Financial Peace, Week 2: A Budget

I’ve decided to take you along on our journey to financial peace. Tune in every (hopefully!) Sunday night as I reflect on the week’s lesson. 

I’m reminded again why a budget is important. It’s not there to track where the money went, it’s there to plan where the money goes. It’s a chance to sit down at the beginning of every month and decide where the money will go. It’s a chance to talk about money, at least once a month. It’s a chance to decide, as a couple, where to give and take from. A budget is a lot more than “saving money.” It’s actually knowing what you’re saving and where the rest is going.

We’ve been on a budget plenty of times. There was a wedding (that could have been a really nice car), a house, living in a new house, buying a car, and having a baby. So, we know a lot about being on a budget. Except, all of those times involved seeing where the money was going and vowing not to spend it on extra things. When we want to save money, the first thing to go is eating out. We don’t go to restaurants much so I mean fast food. Life gets pretty hectic and fast food is a lot easier than cooking a meal after a long day. When we’ve been on a budget, we haven’t actually planned where all of our pennies would go. Instead we practiced thoughtful spending. Meaning, out of chance we happened to have saved money! 
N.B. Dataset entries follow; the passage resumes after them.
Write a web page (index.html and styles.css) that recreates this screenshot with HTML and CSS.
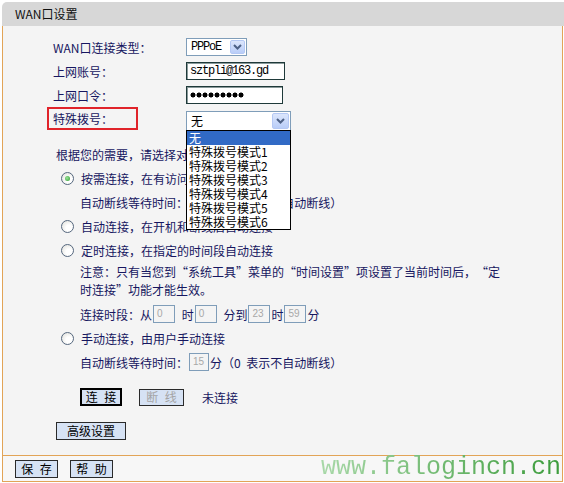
FILE: index.html
```html
<!DOCTYPE html>
<html lang="zh-CN">
<head>
    <meta charset="UTF-8">
    <meta name="viewport" content="width=device-width, initial-scale=1.0">
    <title>WAN口设置</title>
    <link rel="stylesheet" href="styles.css">
</head>
<body>
    <div class="page">
        <div class="title">WAN口设置</div>

        <div class="panel">
            <div class="fields">
                <div class="label">WAN口连接类型：</div>
                <div class="ctl">
                    <div class="select sel-type">
                        <span class="val">PPPoE</span>
                        <span class="arrow"><svg width="9" height="6" viewBox="0 0 9 6"><polyline points="1,1 4.5,4.5 8,1" fill="none" stroke="#4d6185" stroke-width="2"/></svg></span>
                    </div>
                </div>

                <div class="label">上网账号：</div>
                <div class="ctl"><div class="text acct">sztpli@163.gd</div></div>

                <div class="label">上网口令：</div>
                <div class="ctl"><div class="text pass"><span class="dots" aria-label="●●●●●●●●●"></span></div></div>

                <div class="label"><span class="mark">特殊拨号：</span></div>
                <div class="ctl">
                    <div class="select sel-dial">
                        <span class="val cn">无</span>
                        <span class="arrow"><svg width="9" height="6" viewBox="0 0 9 6"><polyline points="1,1 4.5,4.5 8,1" fill="none" stroke="#4d6185" stroke-width="2"/></svg></span>
                    </div>
                </div>
            </div>

            <div class="intro">根据您的需要，请选择对应的连接模式：</div>

            <div class="opt"><span class="radio on"></span>按需连接，在有访问时自动连接</div>
            <div class="sub">自动断线等待时间：<span class="box">15</span>分（0 表示不自动断线）</div>
            <div class="opt"><span class="radio"></span>自动连接，在开机和断线后自动连接</div>
            <div class="opt"><span class="radio"></span>定时连接，在指定的时间段自动连接</div>
            <p class="note">注意：只有当您到“系统工具”菜单的“时间设置”项设置了当前时间后，“定<br>时连接”功能才能生效。</p>
            <div class="sub period">连接时段：从<span class="box">0</span> 时<span class="box">0</span> 分到<span class="box">23</span>时<span class="box">59</span>分</div>
            <div class="opt"><span class="radio"></span>手动连接，由用户手动连接</div>
            <div class="sub">自动断线等待时间：<span class="box">15</span>分（0 表示不自动断线）</div>

            <div class="actions">
                <button class="btn btn-default">连 接</button>
                <button class="btn btn-off">断 线</button>
                <span class="status">未连接</span>
            </div>
            <div class="adv"><button class="btn">高级设置</button></div>

            <ul class="dropdown">
                <li class="hl">无</li>
                <li>特殊拨号模式1</li>
                <li>特殊拨号模式2</li>
                <li>特殊拨号模式3</li>
                <li>特殊拨号模式4</li>
                <li>特殊拨号模式5</li>
                <li>特殊拨号模式6</li>
            </ul>
        </div>

        <div class="footer">
            <button class="btn">保 存</button>
            <button class="btn">帮 助</button>
            <span class="watermark">www.falogincn.cn</span>
        </div>
    </div>
</body>
</html>
```

FILE: styles.css
```css
body {
    margin: 0;
    background: #fff;
    font-family: "Noto Sans CJK SC", sans-serif;
    font-size: 12px;
    color: #161660;
    text-spacing-trim: space-all;
    word-spacing: 3px;
}

.page {
    width: 562px;
    margin: 2px 0 0 2px;
}

.title {
    height: 24px;
    line-height: 23px;
    padding-left: 13px;
    background: #d7d7d7;
    border-radius: 5px 0 0 0;
    color: #111;
}

.panel {
    position: relative;
    width: 559px;
    height: 420px;
    padding-top: 9px;
    background: #f4f4f4;
    border-left: 1px solid #e2a457;
    border-right: 1px solid #e2a457;
}

/* form rows */
.fields {
    display: grid;
    grid-template-columns: 133px auto;
    grid-auto-rows: 24px;
    padding-left: 50px;
}

.label {
    display: flex;
    align-items: center;
}

.ctl {
    display: flex;
    align-items: center;
}

.mark {
    display: flex;
    align-items: center;
    box-sizing: border-box;
    width: 91px;
    height: 23px;
    margin: 0 0 1px -6px;
    padding-left: 4px;
    border: 2px solid #e0232a;
}

.select {
    display: flex;
    align-items: center;
    justify-content: space-between;
    box-sizing: border-box;
    height: 18px;
    padding: 1px;
    background: #fff;
    border: 1px solid #7f9db9;
}

.sel-type {
    width: 61px;
}

.sel-dial {
    width: 105px;
    height: 20px;
    margin-top: 3px;
}

.val {
    padding-left: 3px;
    font-family: "Liberation Mono", monospace;
    font-size: 12px;
    letter-spacing: -1.2px;
    color: #000;
}

.val.cn {
    font-family: "Noto Sans CJK SC", sans-serif;
    letter-spacing: 0;
}

.arrow {
    display: flex;
    align-items: center;
    justify-content: center;
    width: 15px;
    height: 14px;
    box-sizing: border-box;
    background: linear-gradient(#dce6fc, #b9cdf8);
    border: 1px solid #b4c8f4;
    border-radius: 2px;
}

.sel-dial .arrow {
    height: 16px;
    width: 17px;
}

.text {
    display: flex;
    align-items: center;
    box-sizing: border-box;
    height: 18px;
    padding-left: 3px;
    background: #fff;
    border: 1px solid #1f3a3a;
    box-shadow: inset 1px 1px 0 #8a9a9a;
    font-family: "Liberation Mono", monospace;
    font-size: 12px;
    letter-spacing: -1.2px;
    color: #000;
}

.acct {
    width: 99px;
}

.pass {
    width: 97px;
}

.dots {
    display: block;
    width: 54px;
    height: 6px;
    background: radial-gradient(circle, #000 2.2px, transparent 2.8px) 0 0 / 6px 6px repeat-x;
}

/* connection modes */
.intro {
    height: 22px;
    line-height: 22px;
    margin-top: 13px;
    padding-left: 53px;
}

.opt {
    display: flex;
    align-items: center;
    gap: 7px;
    height: 24px;
    padding-left: 58px;
}

.sub {
    display: flex;
    align-items: center;
    height: 24px;
    padding-left: 77px;
    white-space: pre;
}

.period {
    margin-top: 3px;
}

.radio {
    position: relative;
    width: 11px;
    height: 11px;
    border: 1px solid #55677e;
    border-radius: 50%;
    background: radial-gradient(circle at 65% 65%, #fff 30%, #dcdcd6 100%);
}

.radio.on::after {
    content: "";
    position: absolute;
    left: 3px;
    top: 3px;
    width: 5px;
    height: 5px;
    border-radius: 50%;
    background: radial-gradient(circle at 40% 40%, #9be39b, #2a9a2a);
}

.box {
    display: inline-block;
    box-sizing: border-box;
    width: 20px;
    height: 18px;
    margin: 0 1px;
    padding-left: 3px;
    line-height: 16px;
    border: 1px solid #7f9db9;
    background: #f4f4f4;
    font-family: "Liberation Sans", sans-serif;
    font-size: 10px;
    word-spacing: 0;
    color: #a8a8a8;
}

.period .box {
    width: 22px;
}

.note {
    margin: 1px 0 0;
    padding-left: 77px;
    line-height: 18px;
}

/* buttons */
.actions {
    display: flex;
    align-items: center;
    gap: 17px;
    height: 18px;
    margin-top: 14px;
    padding-left: 77px;
}

.btn {
    box-sizing: border-box;
    height: 17px;
    padding: 0;
    font-family: "Noto Sans CJK SC", sans-serif;
    font-size: 12px;
    line-height: 14px;
    word-spacing: 4px;
    white-space: nowrap;
    color: #000;
    background: #d6e2f4;
    border: 1px solid #2a2a2a;
    border-radius: 0;
}

.btn-default {
    width: 42px;
    height: 18px;
    border: 2px solid #000;
}

.btn-off {
    width: 45px;
    color: #a4a4a4;
}

.status {
    margin-left: 1px;
}

.adv {
    margin-top: 16px;
    padding-left: 53px;
}

.adv .btn {
    width: 70px;
    height: 18px;
}

/* open select list */
.dropdown {
    position: absolute;
    left: 183px;
    top: 104px;
    width: 103px;
    margin: 0;
    padding: 0;
    list-style: none;
    background: #fff;
    border: 1px solid #000;
}

.dropdown li {
    height: 14px;
    line-height: 14px;
    padding-left: 2px;
    color: #000;
}

.dropdown li.hl {
    background: #316ac5;
    color: #fff;
}

/* footer */
.footer {
    position: relative;
    display: flex;
    align-items: center;
    gap: 12px;
    width: 547px;
    height: 25px;
    padding-left: 12px;
    background: #f7f7f7;
    border: 1px solid #e2a457;
}

.footer .btn {
    width: 43px;
    height: 18px;
}

.watermark {
    position: absolute;
    right: 1px;
    top: -2px;
    font-family: "Liberation Mono", monospace;
    font-size: 25px;
    line-height: 28px;
    word-spacing: 0;
    background: linear-gradient(90deg, #a8d8a8, #3c9c3c);
    -webkit-background-clip: text;
    background-clip: text;
    color: transparent;
}
```
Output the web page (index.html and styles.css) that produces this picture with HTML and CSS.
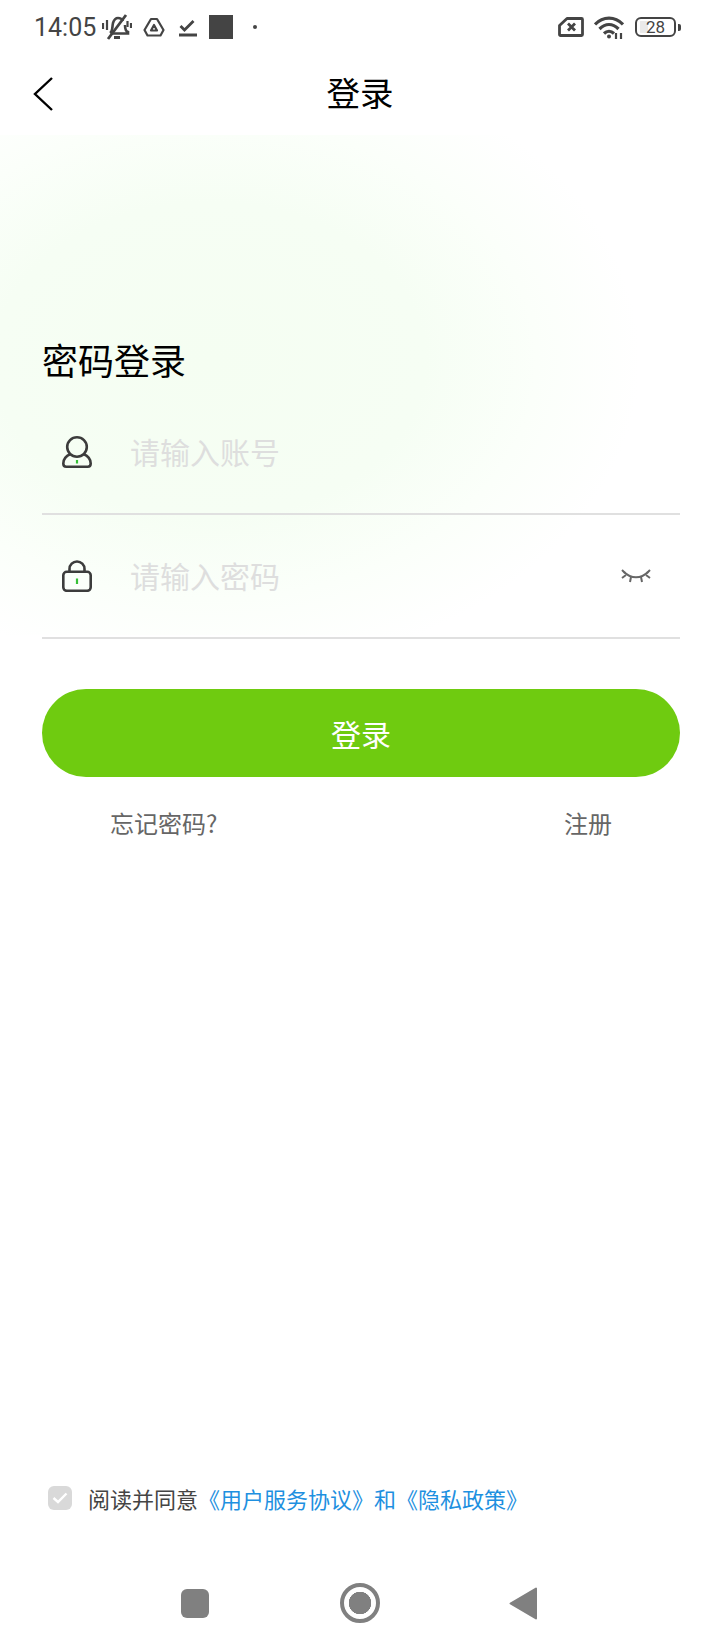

We’ve been lucky (I used this word wisely) that our savings plans have been successful. We’ve been lucky that we have been able to buy what we want. We have been lucky that our way of budgeting reaped great benefits. I take pride in saying that we paid for our wedding with real money. We didn’t put things on credit cards to not be paid off for months. (We did use credit cards for some things. We used the Internet on a lot of things!) Yes, our parent’s contributed, but we saved our money and bought ourselves a wedding!

Now here’s where the confusion begins with a budget. We knew where our money was going and we saved for a wedding. {Awesome!} We thought we were operating under a budget. No one had ever told us to budget where ALL the money was going. No one had ever told us to budget exactly money into savings! {Light bulb!} Before Maximus was born, we mimicked Dave Ramsey’s cash flow worksheet and included the line about savings. {Go us!} But…we were just starting out so we were guessing on what our budget would look like. But that’s ok, he tells you it will take a few months to get it figured out. So, we gave ourselves that wiggle room. And we never looked back. We didn’t sit down the next month and review it. We looked at what we had spent and continued to “save.” Life was looking good because we were saving money. Our budget appeared to be working! You get the drift, right? We didn’t really understand the concept of a BUDGET. We knew the general meaning of it, but we were giving ourselves too much wiggle room. That wiggle room is what has kept us in this tetter-totter motion for so long.